I used a set of heavily under driven bridge rectifiers and a bank of capacitors of ~0.01244 F total capacity.

I also have a 5 x 2 megaohm 1/4 W bleeder resistors in parallel, to discharge the bank with, simply for safety - there is a fair amount of power in the capacitors, so self discharge is both good design and mandatory.

I think the output voltage is around 45 V DC.

This set up works really well when welding. However, when the electrode shorts out on the work there is a huge fat discharge from the capacitors, which to me does not seem to be the best practice - so what what resistor type and value would be the best to soften the absolute "dead short" discharge?

Since I am working on this unit tonight, I do have a bunch of low impedance wire wound resistors 1 R () that I could simply wire up in series on the Negative line. While I do not "totally understand all the maths and electronics, is the bank were to be charged up to their maximum OCV, and then discharged as a dead short through the resistance to say 50% of their voltage in 1 second or so, that would be acceptable.

Perhaps....

What do other people think.

[Ian.M]

Schematic?   

It probably needs a beefy choke in series with the output (something like a MOT core with the welds cut, regapped with thin card and superglue and wound with high current cable)  to decrease the rate of rise of the current if the electrode shorts. It will also help stabilise the arc.  You'll also need a pulse rated diode that can carry the peak current for one half-cycle of the LC resonance, cathode positive, across the capacitor bank to prevent resonant reversal killing them.   Adding any sort of fixed resistor would compromise welding performance.

Your discharge resistors are a couple of orders of magnitude too high resistance. 500K (4x || 2Meg) with 12.5mF takes about 30 seconds to fully discharge - that's long enough to get you in trouble.   Reducing the resistors to discharge the capacitor bank in under a second is advisable.

[woodchips]

On my ancient transformer based DC welder there are no output caps, but there is a large DC choke. At 450A it is about the size of a shoe box. Apparently the core material has an abrupt hysteresis curve with minimal area so made from either silicon steel or nickel steel.

Off load voltage should be about 70V or 90V to get it to strike, on load more like 30V.

[Ploddy]

Hmmmmmm Yah... I don't have enough brains or time left to "do a super good job" of this.

The capacitor bank is there to bump up the voltage as the zero volts point is approaching, thus stabilising and leveling the DC., thus giving a better DC than plain old FULL WAVE DC.

What I want to work on is to simply make the "dead shorts" into fast discharges, and resistors are fine for that.

I could suck it and see - what works, what catches fire, what hardly works at all... or I could ask.

[Ploddy]

https://www.allaboutcircuits.com/textbook/experiments/chpt-3/capacitor-charging-and-discharging/

 Build the “charging” circuit and measure voltage across the capacitor when the switch is closed.

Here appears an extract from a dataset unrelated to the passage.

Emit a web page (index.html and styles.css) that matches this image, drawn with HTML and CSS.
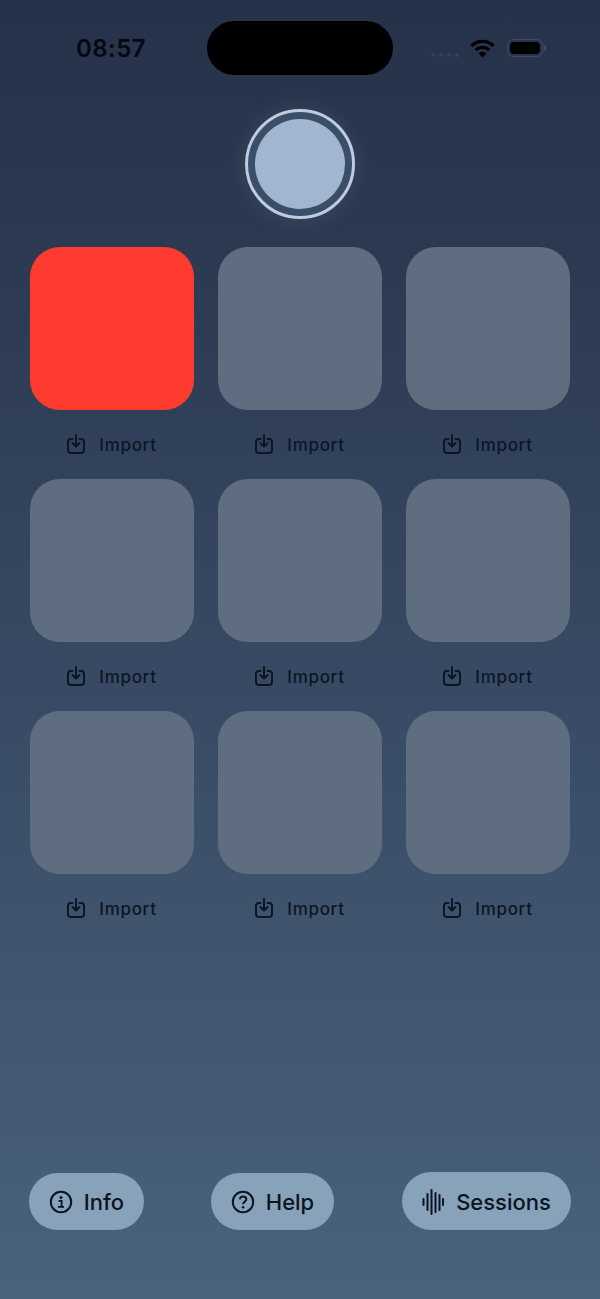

Notice how it increases slowly over time, rather than suddenly as would be the case with a resistor. You can “reset” the capacitor back to a voltage of zero by shorting across its terminals with a piece of wire.

The “time constant” (?) of a resistor-capacitor circuit is calculated by taking the circuit resistance and multiplying it by the circuit capacitance. For a 1 k? resistor and a 1000 µF capacitor, the time constant should be 1 second. This is the amount of time it takes for the capacitor voltage to increase approximately 63.2% from its present value to its final value: the voltage of the battery.

It is educational to plot the voltage of a charging capacitor over time on a sheet of graph paper, to see how the inverse exponential curve develops. In order to plot the action of this circuit, though, we must find a way of slowing it down. A one-second time constant doesn’t provide much time to take voltmeter readings!

We can increase this circuit’s time constant two different ways: changing the total circuit resistance, and/or changing the total circuit capacitance. Given a pair of identical resistors and a pair of identical capacitors, experiment with various series and parallel combinations to obtain the slowest charging action. You should already know by now how multiple resistors need to be connected to form a greater total resistance, but what about capacitors? This circuit will demonstrate to you how capacitance changes with series and parallel capacitor connections. Just be sure that you insert the capacitor(s) in the proper direction: with the ends labeled negative (-) electrically “closest” to the battery’s negative terminal!

The discharging circuit provides the same kind of changing capacitor voltage, except this time the voltage jumps to full battery voltage when the switch closes and slowly falls when the switch is opened. Experiment once again with different combinations of resistors and capacitors, making sure as always that the capacitor’s polarity is correct.

[Ploddy]

Schematic. Transformer. Bridge Rectifier. Capacitor bank. Leveled DC output. Polarised terminals. Welding leads

[T3sl4co1l]

Cross-link: https://electronics.stackexchange.com/questions/339470/slowing-the-capacitor-bank-discharge-in-a-dc-converter

[Ploddy]

Posting a link to the same issue on different sites is your idea of a solution?

[T3sl4co1l]

No, just providing it in case anyone accidentally reaches a conclusion already made.

So, an arc has a negative resistance, which has the effect of making an oscillator when you connect a bunch of capacitors across it.  As you are probably intuiting, shorting out a bunch of caps is just going to go SPARK SPARK SPARK SPARK, and not actually weld at all.

Also, 12mF isn't really enough for welding current (if a capacitive filter were suitable in the first place).

Fortunately, as woodchips noted, inductance is what you need.  Take another huge transformer (it has to be about the size of the power transformer), remove whatever windings are there, fill the winding space with as much welding cable as can fit, then add an air gap in the core (this is easiest if it's constructed like a microwave oven transformer, with a stack of 'I' shapes welded to a stack of 'E' shapes).  The gap should be about 3mm.

It'll still buzz a lot, but it should at least maintain an arc this way.

Good luck,
Tim